Gegen dieses Urteil hat der Angeklagte Revision eingelegt. Mit Beschluss vom 31. Januar 2022 hat das Bayerische Oberste Landesgericht den Schuldspruch, also die Verurteilung wegen Beleidigung, bestätigt. In einem Fall hat der Senat das Verfahren jedoch eingestellt, da aus seiner Sicht eine der Zeuginnen keinen Strafantrag gestellt hatte. Aus diesem Grund wurde das Verfahren an das Landgericht Nürnberg-Fürth zurückverwiesen, da die Strafe wegen der jetzt rechtskräftig festgestellten Verurteilung zu Beleidigung in zwei tateinheitlichen Fällen noch einmal neu festgesetzt werden muss.
Auch der Senat sah durch die Äußerung des Angeklagten in dem Video den Tatbestand der Beleidigung als erfüllt an.

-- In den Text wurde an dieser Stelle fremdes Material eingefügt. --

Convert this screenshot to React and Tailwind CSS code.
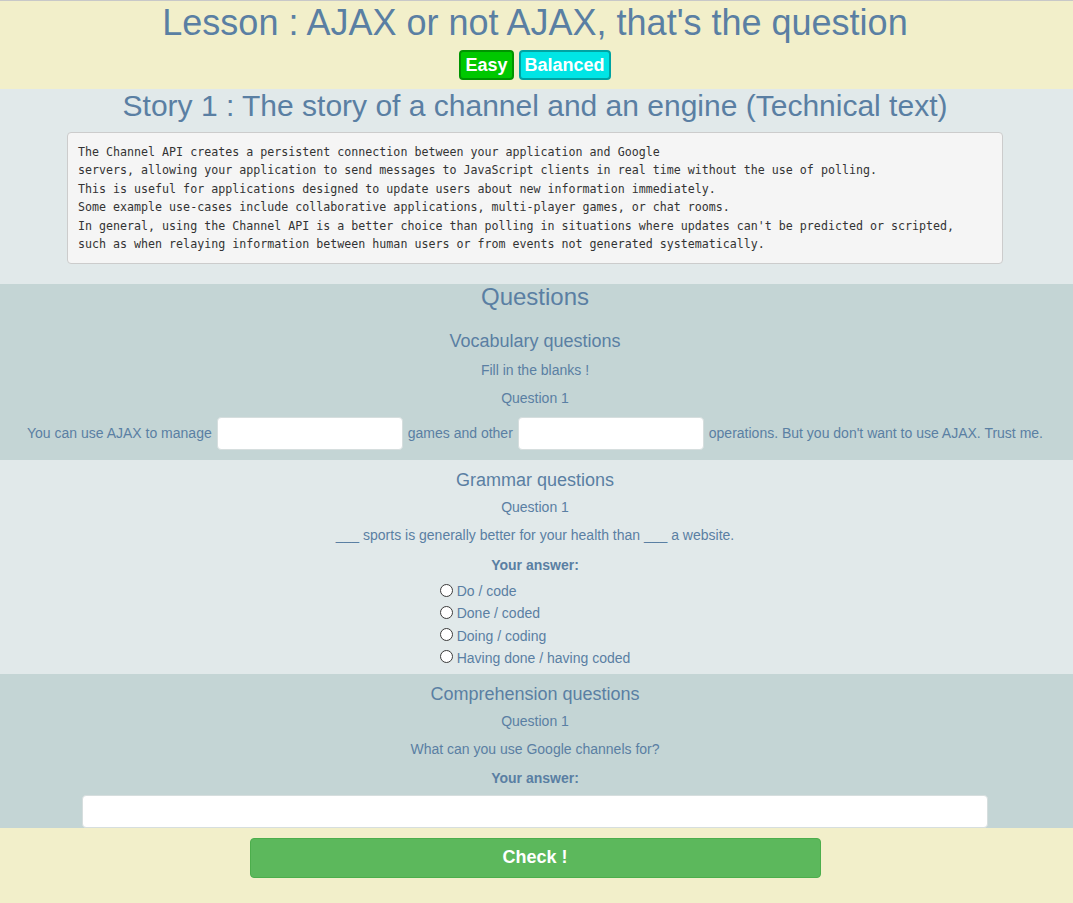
import React from 'react';

const story = [
    'The Channel API creates a persistent connection between your application and Google',
    'servers, allowing your application to send messages to JavaScript clients in real time without the use of polling.',
    'This is useful for applications designed to update users about new information immediately.',
    'Some example use-cases include collaborative applications, multi-player games, or chat rooms.',
    "In general, using the Channel API is a better choice than polling in situations where updates can't be predicted or scripted,",
    'such as when relaying information between human users or from events not generated systematically.',
];

const choices = ['Do / code', 'Done / coded', 'Doing / coding', 'Having done / having coded'];

const Blank = ({ className }) => (
    <input type="text" className={`h-[33px] rounded-[4px] border border-[#d6dede] bg-white outline-none ${className}`} />
);

const App = () => {
    return (
        <div className="font-['Liberation_Sans',Arial,sans-serif] text-[#5a7fa3] border-t border-[#c8c8c8] text-center">
            <div className="bg-[#f2efca] pt-[2px] pb-[9px] pr-[3px]">
                <h1 className="text-[36px] leading-[40px]">Lesson : AJAX or not AJAX, that's the question</h1>
                <div className="flex justify-center gap-[5px] mt-[7px]">
                    <span className="h-[30px] px-[4px] flex items-center rounded-[4px] border-2 border-[#009400] bg-[#00c800] text-white font-bold text-[18px]">Easy</span>
                    <span className="h-[30px] px-[4px] flex items-center rounded-[4px] border-2 border-[#00a3a3] bg-[#00e5e5] text-white font-bold text-[18px]">Balanced</span>
                </div>
            </div>

            {/* story */}
            <div className="bg-[#e1e9ea] pb-[20px] pr-[3px]">
                <h2 className="text-[30px] leading-[33px]">Story 1 : The story of a channel and an engine (Technical text)</h2>
                <pre className="mt-[10px] mx-auto w-[936px] text-left bg-[#f5f5f5] border border-[#cccccc] rounded-[4px] px-[10px] py-[9.5px] font-['DejaVu_Sans_Mono',monospace] text-[11.65px] leading-[18.57px] text-[#333333]">
                    {story.join('\n')}
                </pre>
            </div>

            <div className="bg-[#c4d5d5] pb-[10px] pr-[3px]">
                <h3 className="text-[24px] leading-[26px]">Questions</h3>
                <h4 className="text-[18px] leading-[20px] mt-[21px]">Vocabulary questions</h4>
                <p className="text-[14px] leading-[16px] mt-[11px]">Fill in the blanks !</p>
                <p className="text-[14px] leading-[16px] mt-[12px]">Question 1</p>
                <div className="flex justify-center items-center gap-[5px] mt-[10px] text-[14px] h-[34px]">
                    <span>You can use AJAX to manage</span>
                    <Blank className="w-[186px]" />
                    <span>games and other</span>
                    <Blank className="w-[186px]" />
                    <span>operations. But you don't want to use AJAX. Trust me.</span>
                </div>
            </div>

            <div className="bg-[#e1e9ea] pt-[10px] pb-[4px] pr-[3px]">
                <h4 className="text-[18px] leading-[20px]">Grammar questions</h4>
                <p className="text-[14px] leading-[16px] mt-[9px]">Question 1</p>
                <p className="text-[14px] leading-[16px] mt-[12px]">___ sports is generally better for your health than ___ a website.</p>
                <p className="text-[14px] leading-[16px] mt-[14px] font-bold">Your answer:</p>
                <div className="mt-[7px] flex justify-center">
                    <div className="text-left text-[14px]">
                        {choices.map(c => (
                            <label key={c} className="flex items-center h-[22.3px]">
                                <input type="radio" name="grammar" className="appearance-none w-[13px] h-[13px] rounded-full border border-[#3a3a3a] bg-white mr-[4px] mb-[3px]" />
                                <span>{c}</span>
                            </label>
                        ))}
                    </div>
                </div>
            </div>

            <div className="bg-[#c4d5d5] pt-[10px] pr-[3px]">
                <h4 className="text-[18px] leading-[20px]">Comprehension questions</h4>
                <p className="text-[14px] leading-[16px] mt-[9px]">Question 1</p>
                <p className="text-[14px] leading-[16px] mt-[12px]">What can you use Google channels for?</p>
                <p className="text-[14px] leading-[16px] mt-[13px] font-bold">Your answer:</p>
                <div className="mt-[9px] flex justify-center">
                    <Blank className="w-[906px] block" />
                </div>
            </div>

            <div className="bg-[#f2efca] pt-[10px] pb-[26px] pr-[3px] flex justify-center">
                <button className="w-[571px] h-[40px] rounded-[4px] border border-[#4cae4c] bg-[#5cb85c] text-white font-bold text-[18px]">Check !</button>
            </div>
        </div>
    );
};

export default App;
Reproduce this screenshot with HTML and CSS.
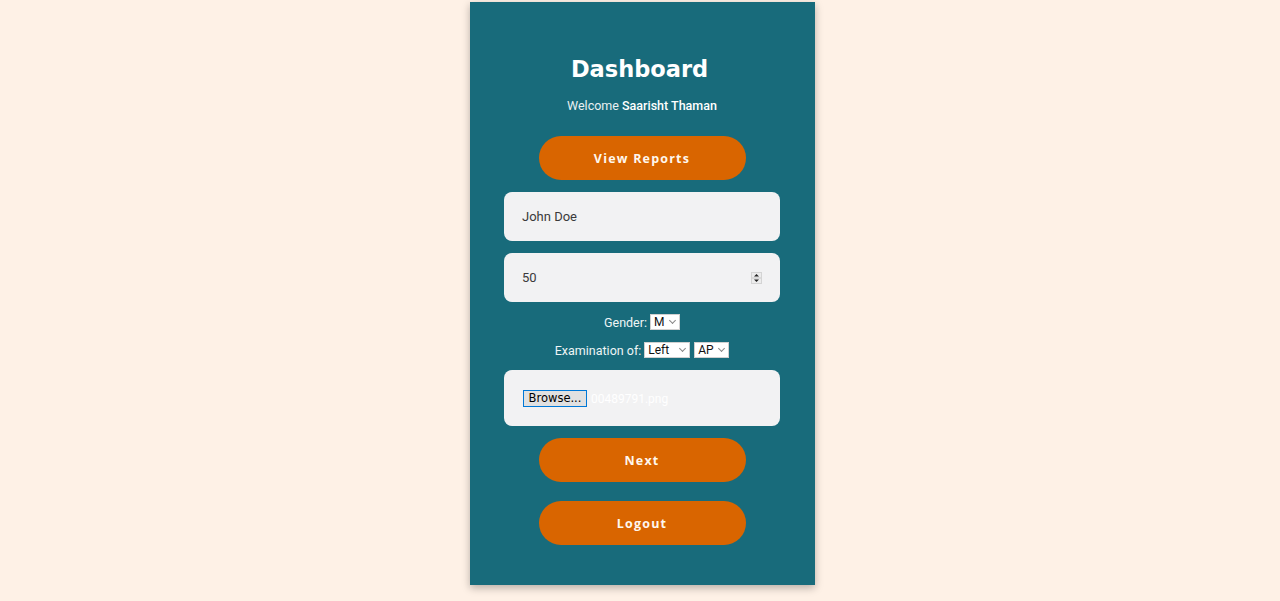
FILE: index.html
```html
<!DOCTYPE html>
<html>
<head>
<meta charset="utf-8">
<link rel="stylesheet" href="styles.css">
</head>
<body>
<div class="page">
  <main class="card">
    <h1 class="title">Dashboard</h1>
    <p class="welcome">Welcome <strong>Saarisht Thaman</strong></p>
    <button class="btn btn-first">View Reports</button>
    <div class="field"><input class="input" type="text" value="John Doe"></div>
    <div class="field field-num">
      <input class="input" type="text" value="50">
      <span class="spin">
        <svg width="11" height="12" viewBox="0 0 11 12">
          <rect x="0.5" y="0.5" width="10" height="11" fill="#ececec" stroke="#d4d4d4"/>
          <line x1="1" y1="6" x2="10" y2="6" stroke="#c8c8c8"/>
          <path d="M3 4.5 L5.5 2 L8 4.5 Z" fill="#222"/>
          <path d="M3 7.5 L5.5 10 L8 7.5 Z" fill="#222"/>
        </svg>
      </span>
    </div>
    <div class="row row-gender">
      <label class="lbl">Gender:</label>
      <span class="sel sel-m">M<i class="chev"></i></span>
    </div>
    <div class="row row-exam">
      <label class="lbl">Examination of:</label>
      <span class="sel sel-left">Left<i class="chev"></i></span>
      <span class="sel sel-ap">AP<i class="chev"></i></span>
    </div>
    <div class="field field-file">
      <span class="browse">Browse...</span>
      <span class="fname">00489791.png</span>
    </div>
    <button class="btn btn-next">Next</button>
    <button class="btn btn-logout">Logout</button>
  </main>
</div>
</body>
</html>
```
FILE: styles.css
```css
html, body {
  margin: 0;
  padding: 0;
  background: #fef1e6;
  height: 100%;
  overflow: hidden;
}
.page {
  display: flex;
  justify-content: center;
  padding-top: 2px;
  padding-left: 5px;
}
.card {
  width: 345px;
  height: 583px;
  box-sizing: border-box;
  background: #186b7b;
  box-shadow: 0 3px 8px rgba(0,0,0,0.28);
  display: flex;
  flex-direction: column;
  align-items: center;
  padding-top: 53px;
  padding-right: 1px;
}
.title {
  margin: 0 0 0 -5px;
  font-family: "DejaVu Sans", Verdana, sans-serif;
  font-weight: bold;
  font-size: 22.5px;
  line-height: 28px;
  color: #ffffff;
}
.welcome {
  margin: 15px 0 0 0;
  font-family: Roboto, sans-serif;
  font-size: 12.5px;
  line-height: 16px;
  color: #e8f0f2;
}
.welcome strong {
  font-weight: 500;
  color: #ffffff;
}
.btn {
  width: 207px;
  height: 44px;
  border: none;
  border-radius: 22px;
  background: #d96500;
  color: #fff7ee;
  font-family: "Open Sans", sans-serif;
  font-weight: 700;
  font-size: 12.5px;
  letter-spacing: 1.2px;
  cursor: pointer;
}
.btn-first { margin-top: 22px; }
.btn-next { margin-top: 12px; }
.btn-logout { margin-top: 19px; }
.field {
  width: 276px;
  height: 49px;
  box-sizing: border-box;
  background: #f2f2f3;
  border-radius: 8px;
  display: flex;
  align-items: center;
  padding: 0 18px;
  margin-top: 12px;
}
.field-num { padding-right: 18px; }
.input {
  flex: 1;
  min-width: 0;
  border: none;
  background: transparent;
  outline: none;
  font-family: Roboto, sans-serif;
  font-size: 13px;
  color: #3a3a3a;
  padding: 0;
}
.spin { display: flex; }
.row {
  display: flex;
  align-items: center;
  gap: 3px;
  font-family: Roboto, sans-serif;
  font-size: 12.5px;
  color: #eef5f6;
}
.row-gender { margin-top: 12px; }
.row-exam { margin-top: 12px; }
.sel {
  display: inline-flex;
  align-items: center;
  justify-content: space-between;
  height: 16px;
  box-sizing: border-box;
  background: #ffffff;
  color: #111;
  font-family: Roboto, sans-serif;
  font-size: 12px;
  padding: 0 3px 0 3px;
  border: 1px solid #d0d0d0;
}
.sel-m { width: 30px; }
.sel-left { width: 46px; }
.sel-ap { width: 35px; margin-left: 1px; }
.chev {
  width: 4px;
  height: 4px;
  border-right: 1px solid #888;
  border-bottom: 1px solid #888;
  transform: rotate(45deg);
  margin-top: -3px;
  margin-right: 1px;
}
.field-file {
  height: 56px;
  margin-top: 12px;
  padding-left: 19px;
  gap: 4px;
}
.browse {
  height: 17px;
  width: 64px;
  box-sizing: border-box;
  border: 1px solid #0078d7;
  background: #e1e1e1;
  font-family: "DejaVu Sans", Tahoma, sans-serif;
  font-size: 11.5px;
  line-height: 15px;
  text-align: center;
  color: #000;
  margin-top: 1px;
}
.fname {
  font-family: Roboto, sans-serif;
  font-size: 12px;
  color: #ffffff;
  margin-top: 1px;
}
```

Das Recht, seine Meinung zu äußern, sei nicht schrankenlos. Der Angeklagte habe die Schranke des Persönlichkeitsrechts der Geschädigten überschritten.

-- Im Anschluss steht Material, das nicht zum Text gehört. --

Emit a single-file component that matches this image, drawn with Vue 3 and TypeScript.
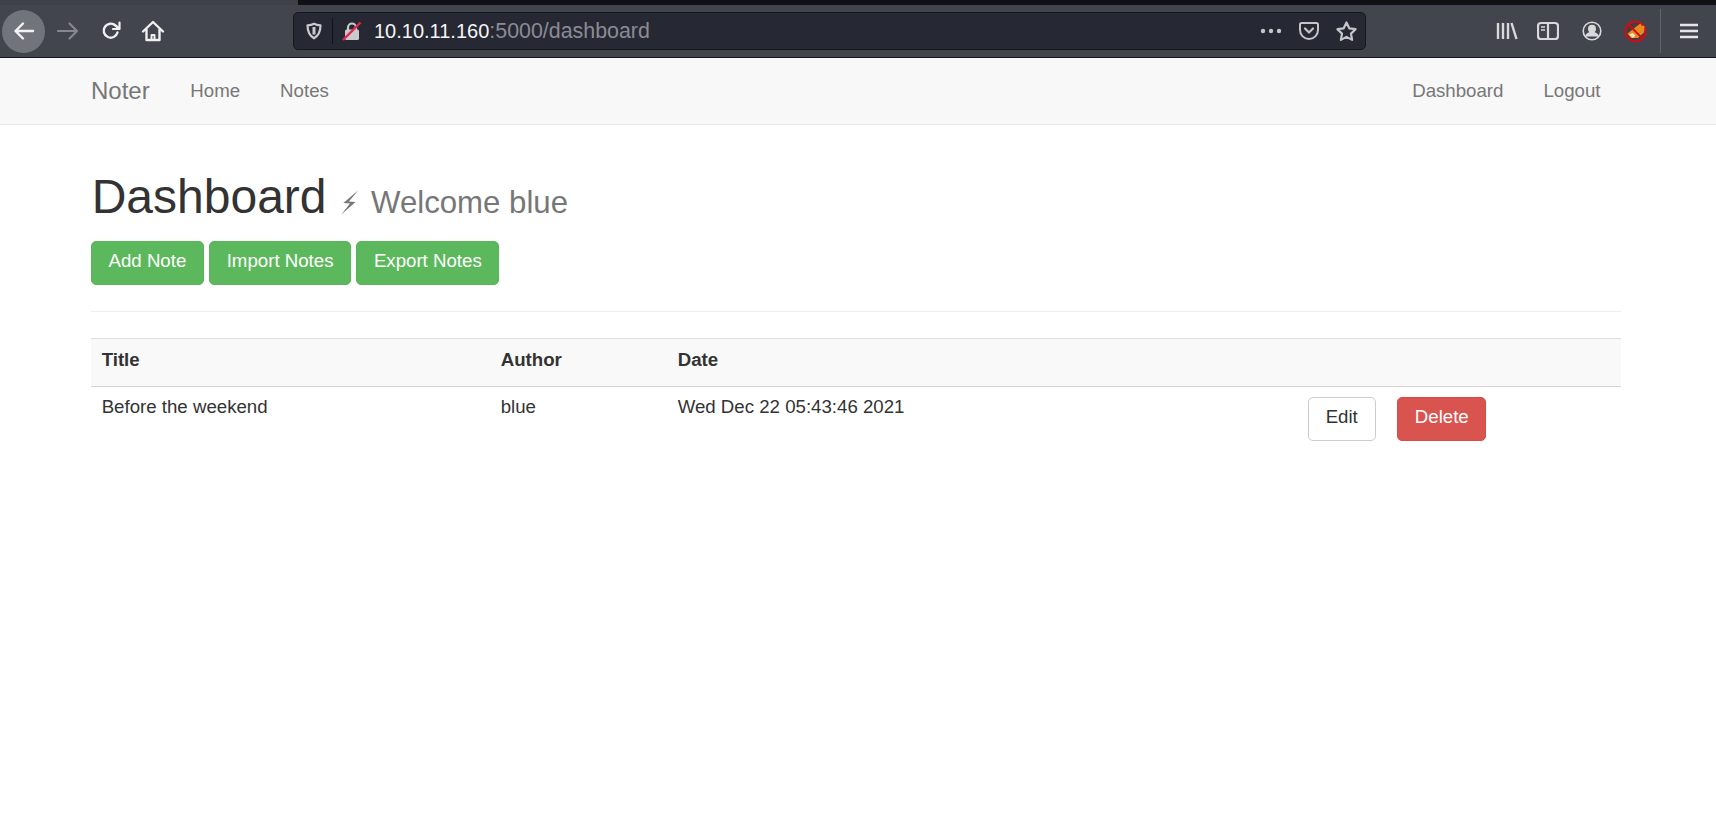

Die Äußerung des Angeklagten beziehe sich ausdrücklich nicht auf ein Kollektiv (die Grünen), sondern auf die in der Videosequenz abgebildeten und damit identifizierbaren fünf Personen. Das Berufungsgericht sei zurecht davon ausgegangen, dass die Aussage, man könne das Foto als „Warnhinweis auf einer Kippenschachtel“ verwenden, das äußere Erscheinungsbild der abgebildeten Personen mit ekelerregenden Aufnahmen etwa von Krebsgeschwüren assoziiere. Die Wertungen des Angeklagten seien für die abgebildeten Personen daher grob ehrverletzend, daran ändere auch der Smiley auf der Bildüberschrift nichts.
Der Senat wertet die Äußerung des Angeklagten als Meinungsäußerung und nicht als Tatsachenbehauptung, da ihnen jeglicher Tatsachenbezug fehle. Solche Werturteile fielen grundsätzlich unter den Schutz der Meinungsfreiheit, die ihre Schranken jedoch in den Vorschriften der allgemeinen Gesetze und im Recht der persönlichen Ehre finde. Eine solche Schranke stelle auch der Tatbestand der Beleidigung des Strafgesetzbuches dar. Im Rahmen der Beurteilung müsse das Recht der persönlichen Ehre auf der einen und das der Meinungsfreiheit auf der anderen Seite abgewogen werden. Die vom Landgericht vorgenommene Abwägung, wies nach Ansicht des Senats keine Rechtsfehler auf. Durch die Textzeile „und ich dachte immer, die Schockbilder auf den Kippenschachteln wären schlimmer“ sowie die Kommentierung des Angeklagten, „das sind absolute Lachnummern“, „das kannste auf die Kippenschachteln tun als Warnhinweis“, habe dieser die Grenze überschritten, bis zu der das Persönlichkeitsrecht und der Ehrschutz hinter dem Recht auf Meinungsfreiheit zurücktreten müsse. Zwar sei die Grenze zulässiger Kritik bei Politikern, welche bewusst in die Öffentlichkeit träten, weiter zu ziehen als bei Privatpersonen. Auf der anderen Seite liege aber ein wirksamer Schutz der Persönlichkeitsrechte von Amtsträgern und Politikern ebenso im öffentlichen Interesse. Von der Meinungsfreiheit dürfe bei öffentlich zur Diskussion gestellten, gesellschaftliches Interesse erregenden Beiträgen mit scharfen Äußerungen Gebrauch gemacht werden, jedoch sei nicht jede ins Persönliche gehende Beschimpfung von Amtsträgern und Politikern erlaubt. Die Äußerungen und die vom Angeklagten übernommene Textzeile beträfen aber die abgebildeten Personen in ihrem grundlegenden, allen Menschen gleichermaßen zukommenden, Achtungsanspruch, jedenfalls soweit, als es den Vergleich mit den Warnhinweisen auf den Kippenschachteln betreffe. Das äußere Erscheinungsbild der Opfer sei in gehässiger Weise betont worden.
Zudem sei die Äußerung des Angeklagten nicht spontan gewesen, gerade bei Äußerung in den sozialen Netzwerken sei ein höheres Maß an Bedachtheit und Zurückhaltung zu erwarten. Der Senat kommt in der Gesamtabwägung zu dem Ergebnis, dass die Meinungsfreiheit des Angeklagten hinter dem Persönlichkeitsschutz der Abgebildeten zurücktreten müsse.